Friday, June 10, 2011

The Life & Times - The Opposite of Construction Progress

They've been doing road construction in Johannesburg since we first came in November 2006.  Maybe this is why it is taking so long.

We're just hoping the second guy never had the urge to stretch out and lean back.  Because the other side of that wall is a drop of about 20 feet.

Thursday, June 2, 2011

The Life & Times - Construction Progress

May 13: Just a foundation

May 16: Laying out the initial block to start the walls

May 17: Making sure the corners are all set and level so the walls can be built straight and level

May 18: We call this the "Building an Ophanage Diet".  It will be the next rage along the lines of the Atkins and South Beach Diets.  Great way to lose weight and get toned.

May 18: Moving enough bricks to build all the walls

May 23rd: Walls have been built, just waiting on the lintels that we made the week before. 

May 25: Filling  cracks between the blocks

May 25: "Plastering" a finishing coat of cement

May 25: Smoothing out the finish coat

May 25: A finished wall

May 25: Cutting angle block for the gable ends

May 25: Setting the gable ends

May 30: Setting the trusses

May 30: Finishing interior walls
May 30: Trusses are set

May 31: Putting on the sheet metal roof.  The metal was coated in oil to keep it nice, which made for several mad scrambles by Tim and me trying to stay on the roof.

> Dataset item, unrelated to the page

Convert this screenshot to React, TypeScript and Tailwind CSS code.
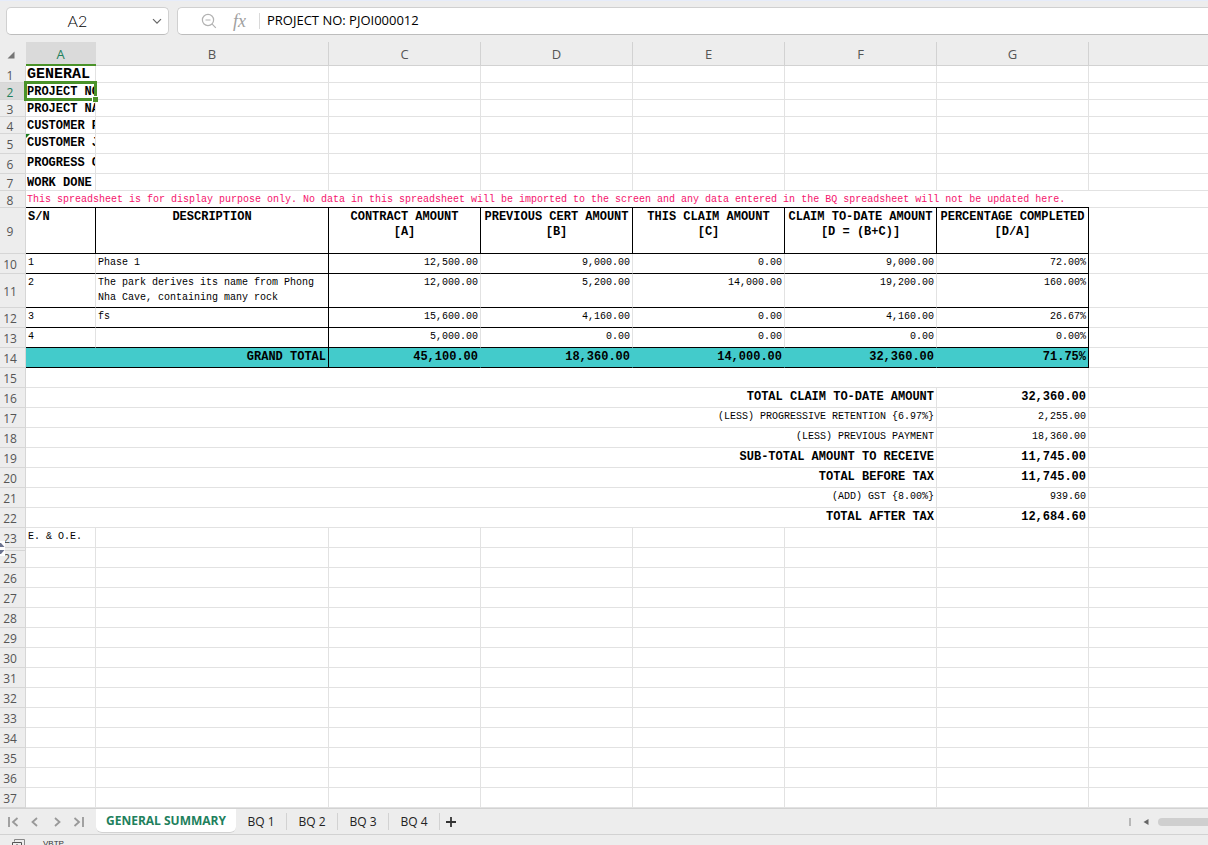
import React, { useState } from "react";
import clsx from "clsx";

interface ClaimItem {
  row: number;
  height: string;
  no: string;
  description: string;
  amounts: string[];
}

interface SummaryLine {
  row: number;
  label: string;
  value: string;
  strong?: boolean;
}

const COLUMNS = ["A", "B", "C", "D", "E", "F", "G"];
const SHEETS = ["GENERAL SUMMARY", "BQ 1", "BQ 2", "BQ 3", "BQ 4"];

const INFO_ROWS = [
  { row: 1, height: "h-[17px]", text: "GENERAL" },
  { row: 2, height: "h-[17px]", text: "PROJECT NO" },
  { row: 3, height: "h-[17px]", text: "PROJECT NA" },
  { row: 4, height: "h-[17px]", text: "CUSTOMER P" },
  { row: 5, height: "h-5", text: "CUSTOMER J" },
  { row: 6, height: "h-5", text: "PROGRESS C" },
  { row: 7, height: "h-[17px]", text: "WORK DONE" },
];

const HEADINGS = [
  ["CONTRACT AMOUNT", "[A]"],
  ["PREVIOUS CERT AMOUNT", "[B]"],
  ["THIS CLAIM AMOUNT", "[C]"],
  ["CLAIM TO-DATE AMOUNT", "[D = (B+C)]"],
  ["PERCENTAGE COMPLETED", "[D/A]"],
];

const ITEMS: ClaimItem[] = [
  {
    row: 10,
    height: "h-5",
    no: "1",
    description: "Phase 1",
    amounts: ["12,500.00", "9,000.00", "0.00", "9,000.00", "72.00%"],
  },
  {
    row: 11,
    height: "h-[34px]",
    no: "2",
    description: "The park derives its name from Phong Nha Cave, containing many rock",
    amounts: ["12,000.00", "5,200.00", "14,000.00", "19,200.00", "160.00%"],
  },
  {
    row: 12,
    height: "h-5",
    no: "3",
    description: "fs",
    amounts: ["15,600.00", "4,160.00", "0.00", "4,160.00", "26.67%"],
  },
  {
    row: 13,
    height: "h-5",
    no: "4",
    description: "",
    amounts: ["5,000.00", "0.00", "0.00", "0.00", "0.00%"],
  },
];

const TOTALS = ["45,100.00", "18,360.00", "14,000.00", "32,360.00", "71.75%"];

const SUMMARY: SummaryLine[] = [
  { row: 16, label: "TOTAL CLAIM TO-DATE AMOUNT", value: "32,360.00", strong: true },
  { row: 17, label: "(LESS) PROGRESSIVE RETENTION {6.97%}", value: "2,255.00" },
  { row: 18, label: "(LESS) PREVIOUS PAYMENT", value: "18,360.00" },
  { row: 19, label: "SUB-TOTAL AMOUNT TO RECEIVE", value: "11,745.00", strong: true },
  { row: 20, label: "TOTAL BEFORE TAX", value: "11,745.00", strong: true },
  { row: 21, label: "(ADD) GST {8.00%}", value: "939.60" },
  { row: 22, label: "TOTAL AFTER TAX", value: "12,684.60", strong: true },
];

const EMPTY_ROWS = Array.from({ length: 13 }, (_, i) => i + 25);

const GRID = "border-[#e2e2e2]";
const CELL = "border-r border-b px-[2px] align-top";
const PLAIN = "pt-px";
const BOLD = "pt-[2px] text-[12px] font-bold";

const RowHeader: React.FC<{ row: number; active?: boolean }> = ({ row, active }) => (
  <th
    scope="row"
    className={clsx(
      "relative border-r border-b border-[#d6d6d6] pt-[3px] pr-[5px] align-middle font-['Open_Sans',sans-serif] text-[12px] leading-3 font-normal",
      active ? "bg-[#dadada] text-[#21805c]" : "bg-[#ededed] text-[#555555]"
    )}
  >
    {row}
    {row === 25 && (
      <>
        {/* row 24 is hidden */}
        <span className="absolute inset-x-0 top-[2px] h-px bg-[#d6d6d6]" />
        <button
          aria-label="Unhide row 24"
          className="absolute -top-[7px] left-0 flex h-[15px] w-[5px] items-center bg-white"
        >
          <svg width="5" height="11" viewBox="0 0 5 11" fill="#6b7390">
            <path d="M0 0h1l3.5 4H0zM0 7h4.5L1 11H0z" />
          </svg>
        </button>
      </>
    )}
  </th>
);

const EmptyCells: React.FC<{ count: number }> = ({ count }) => (
  <>
    {Array.from({ length: count }, (_, i) => (
      <td
        key={i}
        className={clsx("border-b", GRID, i < count - 1 && "border-r")}
      />
    ))}
  </>
);

const FormulaBar: React.FC = () => (
  <div className="flex h-[42px] shrink-0 gap-2 border-t border-[#e6ecfa] pt-1.5 pb-[7px] pl-1.5">
    <div className="flex w-[163px] items-center rounded-[5px] border border-[#d0d0d0] border-b-[#bdbdbd] bg-white pr-0.5">
      <input
        aria-label="Name box"
        defaultValue="A2"
        className="w-0 flex-1 bg-transparent text-center font-['Lato',sans-serif] text-[16px] font-light text-black outline-none"
      />
      <button aria-label="Show names" className="p-1">
        <svg width="10" height="7" viewBox="0 0 10 7" fill="none" stroke="#666" strokeWidth="1.2">
          <path d="M1 1.2l4 4 4-4" />
        </svg>
      </button>
    </div>
    <div className="flex flex-1 items-center rounded-l-[5px] border border-r-0 border-[#d0d0d0] border-b-[#bdbdbd] bg-white pl-[23px]">
      <button aria-label="Zoom out">
        <svg width="16" height="16" viewBox="0 0 16 16" fill="none" stroke="#b2b2b2" strokeWidth="1.2">
          <circle cx="7" cy="7" r="5.6" />
          <path d="M4.5 7h5M11.2 11.2l3.6 3.6" />
        </svg>
      </button>
      <button
        aria-label="Insert function"
        className="ml-4 w-5 text-left font-['Liberation_Serif',serif] text-[18px] leading-5 text-[#a0a0a0] italic"
      >
        fx
      </button>
      <span className="mr-[7px] ml-1.5 h-4 w-px bg-[#d9d9d9]" />
      <input
        aria-label="Formula"
        defaultValue="PROJECT NO: PJOI000012"
        className="flex-1 bg-transparent font-['Open_Sans',sans-serif] text-[13px] text-black outline-none"
      />
    </div>
  </div>
);

const SheetGrid: React.FC = () => (
  <table className="w-full shrink-0 table-fixed border-separate border-spacing-0 bg-white font-['Liberation_Mono',monospace] text-[10px] leading-[15px] text-black">
    <colgroup>
      <col className="w-[26px]" />
      <col className="w-[70px]" />
      <col className="w-[233px]" />
      <col className="w-[152px]" />
      <col className="w-[152px]" />
      <col className="w-[152px]" />
      <col className="w-[152px]" />
      <col className="w-[152px]" />
      <col />
    </colgroup>
    <thead>
      <tr className="h-6 bg-[#ededed] font-['Open_Sans',sans-serif] text-[13px]">
        <td className="border-b border-[#ededed]">
          <svg width="8" height="8" viewBox="0 0 8 8" className="mt-0.5 ml-[7px]" aria-label="Select all">
            <path d="M7.5 0.5v7h-7z" fill="#757575" />
          </svg>
        </td>
        {COLUMNS.map((name) => (
          <th
            key={name}
            scope="col"
            className={clsx(
              "pt-[2px] font-normal",
              name === "A"
                ? "border-b-2 border-[#4a9229] bg-[#dadada] pr-px text-[#21805c]"
                : "border-r border-b border-[#d2d2d2] text-[#555555]"
            )}
          >
            {name}
          </th>
        ))}
        <td className="border-b border-[#d2d2d2]" />
      </tr>
    </thead>
    <tbody>
      {INFO_ROWS.map(({ row, height, text }) => (
        <tr key={row} className={height}>
          <RowHeader row={row} active={row === 2} />
          <td
            className={clsx(
              "relative border-r border-b pl-px align-top font-bold",
              GRID,
              row === 1 ? "text-[15px]" : "text-[12px]"
            )}
          >
            <div className="h-4 overflow-hidden pt-[2px] leading-[14px] whitespace-nowrap">
              {text}
            </div>
            {row === 2 && (
              <>
                <div className="absolute -top-0.5 -right-0.5 -bottom-0.5 -left-0.5 z-10 border-[3px] border-[#4a9229]" />
                <div className="absolute -right-[3px] -bottom-[3px] z-10 size-[6px] border-t border-l border-white bg-[#4a9229]" />
              </>
            )}
            {row === 5 && (
              <svg width="4" height="4" viewBox="0 0 4 4" className="absolute top-0 left-0">
                <path d="M0 0h4L0 4z" fill="#1c7c1c" />
              </svg>
            )}
          </td>
          <EmptyCells count={7} />
        </tr>
      ))}
      <tr className="h-[17px]">
        <RowHeader row={8} />
        <td
          colSpan={7}
          className="border-b border-black pt-px pl-px align-top whitespace-nowrap text-[#f5146c]"
        >
          This spreadsheet is for display purpose only. No data in this spreadsheet will be
          imported to the screen and any data entered in the BQ spreadsheet will not be updated
          here.
        </td>
        <EmptyCells count={1} />
      </tr>
      <tr className="h-[46px]">
        <RowHeader row={9} />
        <th scope="col" className={clsx(CELL, BOLD, "border-black text-left")}>
          S/N
        </th>
        <th scope="col" className={clsx(CELL, BOLD, "border-black")}>
          DESCRIPTION
        </th>
        {HEADINGS.map(([title, formula]) => (
          <th
            key={title}
            scope="col"
            className={clsx(CELL, BOLD, "border-black whitespace-nowrap")}
          >
            {title}
            <br />
            {formula}
          </th>
        ))}
        <EmptyCells count={1} />
      </tr>
      {ITEMS.map((item) => (
        <tr key={item.row} className={item.height}>
          <RowHeader row={item.row} />
          <td className={clsx(CELL, PLAIN, "border-r-[#e2e2e2] border-b-black")}>{item.no}</td>
          <td className={clsx(CELL, PLAIN, "border-black")}>{item.description}</td>
          {item.amounts.map((amount, i) => (
            <td
              key={i}
              className={clsx(
                CELL,
                PLAIN,
                "border-b-black text-right",
                i === item.amounts.length - 1 ? "border-r-black" : "border-r-[#e2e2e2]"
              )}
            >
              {amount}
            </td>
          ))}
          <EmptyCells count={1} />
        </tr>
      ))}
      <tr className="h-5 bg-[#43cbcb]">
        <RowHeader row={14} />
        <td colSpan={2} className={clsx(CELL, BOLD, "border-black text-right")}>
          GRAND TOTAL
        </td>
        {TOTALS.map((total, i) => (
          <td
            key={i}
            className={clsx(
              CELL,
              BOLD,
              "border-b-black text-right",
              i === TOTALS.length - 1 ? "border-r-black" : "border-r-[#43cbcb]"
            )}
          >
            {total}
          </td>
        ))}
        <td className={clsx("border-b bg-white", GRID)} />
      </tr>
      <tr className="h-5">
        <RowHeader row={15} />
        <td colSpan={7} className={clsx("border-r border-b", GRID)} />
        <EmptyCells count={1} />
      </tr>
      {SUMMARY.map(({ row, label, value, strong }) => (
        <tr key={row} className="h-5">
          <RowHeader row={row} />
          <td colSpan={6} className={clsx(CELL, GRID, "text-right", strong ? BOLD : PLAIN)}>
            {label}
          </td>
          <td className={clsx(CELL, GRID, "text-right", strong ? BOLD : PLAIN)}>{value}</td>
          <EmptyCells count={1} />
        </tr>
      ))}
      <tr className="h-5">
        <RowHeader row={23} />
        <td className={clsx(CELL, PLAIN, GRID, "whitespace-nowrap")}>E. &amp; O.E.</td>
        <EmptyCells count={7} />
      </tr>
      {EMPTY_ROWS.map((row) => (
        <tr key={row} className="h-5">
          <RowHeader row={row} />
          <EmptyCells count={8} />
        </tr>
      ))}
    </tbody>
  </table>
);

const NAV_ICONS = [
  { label: "First sheet", d: "M2 1v10M10.5 2L6 6l4.5 4" },
  { label: "Previous sheet", d: "M8 2L3.5 6 8 10" },
  { label: "Next sheet", d: "M4 2l4.5 4L4 10" },
  { label: "Last sheet", d: "M1.5 2L6 6l-4.5 4M10 1v10" },
];

const SheetTabs: React.FC = () => {
  const [current, setCurrent] = useState(SHEETS[0]);

  return (
    <div className="flex h-[27px] shrink-0 border-t border-b border-[#d2d2d2] font-['Open_Sans',sans-serif] text-[12px] text-[#222222]">
      <div className="flex w-24 items-center gap-2.5 pl-[7px]">
        {NAV_ICONS.map(({ label, d }) => (
          <button key={label} aria-label={label}>
            <svg width="12" height="12" viewBox="0 0 12 12" fill="none" stroke="#999" strokeWidth="1.8">
              <path d={d} />
            </svg>
          </button>
        ))}
      </div>
      <div role="tablist" className="flex">
        {SHEETS.map((sheet) => {
          const active = sheet === current;
          return (
            <button
              key={sheet}
              role="tab"
              aria-selected={active}
              onClick={() => setCurrent(sheet)}
              className={clsx(
                "flex items-center whitespace-nowrap",
                active
                  ? "mb-px rounded-b-md border-b border-[#d2d2d2] bg-white px-2.5 font-bold text-[#21805c]"
                  : "my-1 w-[51px] justify-center border-r border-[#d2d2d2]"
              )}
            >
              {sheet}
            </button>
          );
        })}
      </div>
      <button aria-label="Add sheet" className="px-1.5">
        <svg width="10" height="10" viewBox="0 0 10 10" stroke="#333" strokeWidth="1.8">
          <path d="M5 0v10M0 5h10" />
        </svg>
      </button>
      <div className="ml-auto flex items-center">
        <span className="h-2 w-[2px] bg-[#b8b8b8]" />
        <button aria-label="Scroll left" className="mr-[9px] ml-3">
          <svg width="6" height="6" viewBox="0 0 6 6" fill="#666">
            <path d="M5.5 0v6L0.5 3z" />
          </svg>
        </button>
        <span className="h-2 w-[50px] rounded-l-full bg-[#cfcfcf]" />
      </div>
    </div>
  );
};

const StatusBar: React.FC = () => (
  <div className="flex h-7 shrink-0 items-start gap-[18px] pt-1 pl-3">
    <svg width="13" height="14" viewBox="0 0 13 14" fill="none" stroke="#555">
      <path d="M2.5 2.5v-2h10v10h-2" stroke="#888" />
      <path d="M0.5 3.5h9v10h-9zM5 5v6M2 8h6" />
    </svg>
    <span className="font-['Liberation_Sans_Narrow','Liberation_Sans',sans-serif] text-[8px] leading-[9px] text-[#333]">
      VBTP
    </span>
  </div>
);

const App: React.FC = () => {
  return (
    <div className="flex h-screen flex-col overflow-hidden bg-[#ededed]">
      <FormulaBar />
      <SheetGrid />
      <SheetTabs />
      <StatusBar />
    </div>
  );
};

export default App;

May 31: The finished roof from inside the house

May 31: What the house looks like.  You can see the smooth walls here.

June 1:  Putting up ceiling board

June 1: The finished ceiling.  Next step is interior walls.

June 1: In three weeks the project went from a foundation to something resembling a house.

June 1:  Our first picture of the two children's houses together.